STATED TASK:
Return the material exactly as supplied, apart from the pictures, which are omitted.

PROVIDED MATERIAL:
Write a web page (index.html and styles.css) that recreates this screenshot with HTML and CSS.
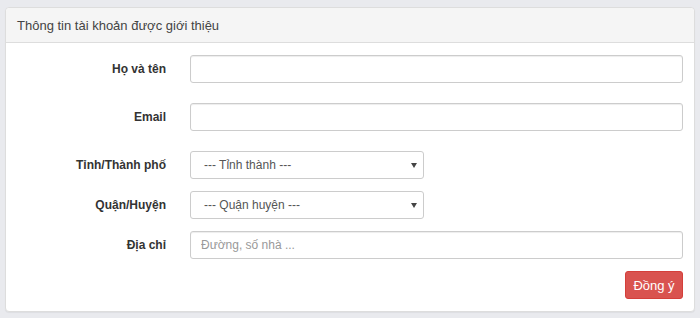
FILE: index.html
```html
<!DOCTYPE html>
<html lang="vi">
<head>
  <meta charset="UTF-8">
  <title>Thông tin tài khoản được giới thiệu</title>
  <link rel="stylesheet" href="styles.css">
</head>
<body>

<div class="panel">
  <div class="panel-heading">Thông tin tài khoản được giới thiệu</div>
  <div class="panel-body">
    <div class="form-row wide">
      <label>Họ và tên</label>
      <input type="text" class="field">
    </div>
    <div class="form-row wide">
      <label>Email</label>
      <input type="text" class="field">
    </div>
    <div class="form-row">
      <label>Tỉnh/Thành phố</label>
      <div class="select">
        <span>--- Tỉnh thành ---</span>
        <span class="caret"></span>
      </div>
    </div>
    <div class="form-row">
      <label>Quận/Huyện</label>
      <div class="select">
        <span>--- Quận huyện ---</span>
        <span class="caret"></span>
      </div>
    </div>
    <div class="form-row">
      <label>Địa chỉ</label>
      <input type="text" class="field" placeholder="Đường, số nhà ...">
    </div>
    <div class="actions">
      <button class="btn-danger">Đồng ý</button>
    </div>
  </div>
</div>

</body>
</html>
```

FILE: styles.css
```css
body {
  font-family: "Liberation Sans", Arial, sans-serif;
  margin: 0;
  padding: 7px 5px;
  background-color: #e9eaee;
  color: #333;
}
.panel {
  background-color: #fff;
  border: 1px solid #ddd;
  border-radius: 4px;
  box-shadow: 0 1px 1px rgba(0,0,0,0.05);
}
.panel-heading {
  background-color: #f5f5f5;
  border-bottom: 1px solid #ddd;
  border-radius: 4px 4px 0 0;
  padding: 10px 11px 0;
  height: 24px;
  font-size: 13px;
  color: #444;
}
.panel-body {
  padding: 12px 11px 12px 0;
}
.form-row {
  display: flex;
  align-items: center;
  margin-bottom: 12px;
}
.form-row.wide {
  margin-bottom: 20px;
}
.form-row label {
  width: 160px;
  text-align: right;
  font-size: 12px;
  font-weight: bold;
  padding-right: 24px;
  color: #333;
}
.field {
  flex: 1;
  height: 28px;
  box-sizing: border-box;
  border: 1px solid #ccc;
  border-radius: 3px;
  padding: 5px 10px;
  font-family: inherit;
  font-size: 12px;
  box-shadow: inset 0 1px 1px rgba(0,0,0,0.075);
}
.field::placeholder {
  color: #999;
}
.select {
  width: 234px;
  height: 28px;
  box-sizing: border-box;
  border: 1px solid #ccc;
  border-radius: 3px;
  padding: 0 6px 0 13px;
  display: flex;
  align-items: center;
  justify-content: space-between;
  font-size: 12px;
  color: #555;
}
.caret {
  width: 0;
  height: 0;
  border-left: 3px solid transparent;
  border-right: 3px solid transparent;
  border-top: 5px solid #444;
}
.actions {
  display: flex;
  justify-content: flex-end;
}
.btn-danger {
  background-color: #d9534f;
  border: 1px solid #d43f3a;
  border-radius: 3px;
  color: #fff;
  font-family: inherit;
  font-size: 13px;
  width: 58px;
  height: 28px;
  padding: 0;
}
```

THE REPLY:
Write a web page (index.html and styles.css) that recreates this screenshot with HTML and CSS.
FILE: index.html
```html
<!DOCTYPE html>
<html lang="vi">
<head>
  <meta charset="UTF-8">
  <title>Thông tin tài khoản được giới thiệu</title>
  <link rel="stylesheet" href="styles.css">
</head>
<body>

<div class="panel">
  <div class="panel-heading">Thông tin tài khoản được giới thiệu</div>
  <div class="panel-body">
    <div class="form-row wide">
      <label>Họ và tên</label>
      <input type="text" class="field">
    </div>
    <div class="form-row wide">
      <label>Email</label>
      <input type="text" class="field">
    </div>
    <div class="form-row">
      <label>Tỉnh/Thành phố</label>
      <div class="select">
        <span>--- Tỉnh thành ---</span>
        <span class="caret"></span>
      </div>
    </div>
    <div class="form-row">
      <label>Quận/Huyện</label>
      <div class="select">
        <span>--- Quận huyện ---</span>
        <span class="caret"></span>
      </div>
    </div>
    <div class="form-row">
      <label>Địa chỉ</label>
      <input type="text" class="field" placeholder="Đường, số nhà ...">
    </div>
    <div class="actions">
      <button class="btn-danger">Đồng ý</button>
    </div>
  </div>
</div>

</body>
</html>
```

FILE: styles.css
```css
body {
  font-family: "Liberation Sans", Arial, sans-serif;
  margin: 0;
  padding: 7px 5px;
  background-color: #e9eaee;
  color: #333;
}
.panel {
  background-color: #fff;
  border: 1px solid #ddd;
  border-radius: 4px;
  box-shadow: 0 1px 1px rgba(0,0,0,0.05);
}
.panel-heading {
  background-color: #f5f5f5;
  border-bottom: 1px solid #ddd;
  border-radius: 4px 4px 0 0;
  padding: 10px 11px 0;
  height: 24px;
  font-size: 13px;
  color: #444;
}
.panel-body {
  padding: 12px 11px 12px 0;
}
.form-row {
  display: flex;
  align-items: center;
  margin-bottom: 12px;
}
.form-row.wide {
  margin-bottom: 20px;
}
.form-row label {
  width: 160px;
  text-align: right;
  font-size: 12px;
  font-weight: bold;
  padding-right: 24px;
  color: #333;
}
.field {
  flex: 1;
  height: 28px;
  box-sizing: border-box;
  border: 1px solid #ccc;
  border-radius: 3px;
  padding: 5px 10px;
  font-family: inherit;
  font-size: 12px;
  box-shadow: inset 0 1px 1px rgba(0,0,0,0.075);
}
.field::placeholder {
  color: #999;
}
.select {
  width: 234px;
  height: 28px;
  box-sizing: border-box;
  border: 1px solid #ccc;
  border-radius: 3px;
  padding: 0 6px 0 13px;
  display: flex;
  align-items: center;
  justify-content: space-between;
  font-size: 12px;
  color: #555;
}
.caret {
  width: 0;
  height: 0;
  border-left: 3px solid transparent;
  border-right: 3px solid transparent;
  border-top: 5px solid #444;
}
.actions {
  display: flex;
  justify-content: flex-end;
}
.btn-danger {
  background-color: #d9534f;
  border: 1px solid #d43f3a;
  border-radius: 3px;
  color: #fff;
  font-family: inherit;
  font-size: 13px;
  width: 58px;
  height: 28px;
  padding: 0;
}
```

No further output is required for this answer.